Captain_Beefheart.jpg

Don van Vliet spent the last 20+ years of his life as a recluse in seclusion as his multiple sclerosis increasingly took over his body. He was only 41 when he made his last record, then he had about 10-12 years as a painter working from his home in Trinidad, CA overlooking the Pacific Ocean. And then the silent years set in, up to his death in 2010 the last part of his life was very private with just his wife Jan taking care of him. In many ways he led a charmed life. Seen from one perspective, he was a spoiled only child full of belief in himself who drove his band like a tyrant cult leader. However that sort of drive, though cruel and self-absorbed at times, can be a great boon for an artist. We only get one shot and Don van Vliet basically did it all before he was 45. He is admittedly an obscure figure for many people. His lyrics are obtuse and surreal, his music is anarchic and his paintings are primitive and gestural.

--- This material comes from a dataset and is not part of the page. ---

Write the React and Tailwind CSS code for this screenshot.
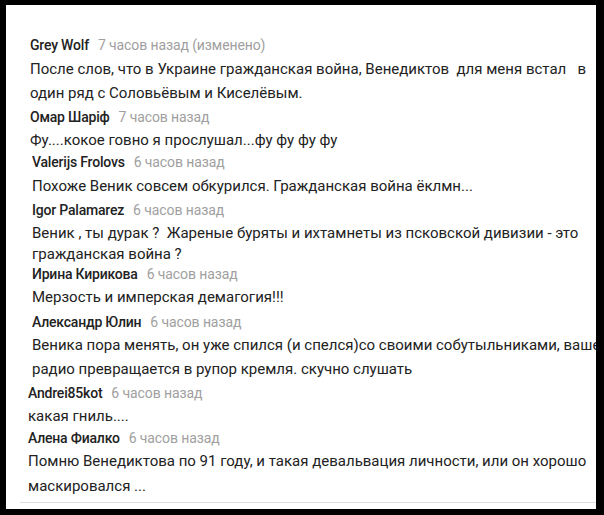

Thinking about Beefheart reminds me how hard it is for artists to focus on their journey and art in a world that doesn't generally care. America eats it's young and artists and poets hide in gutters, only the showmen prevail. We are lost in a world of spectacular superficiality drowning in purposeless data. But if we get lost we can hold on to the boogie. There's a way out. In the words of the Captain, “As long as you can boogie you ain’t too old.” So keep dancing.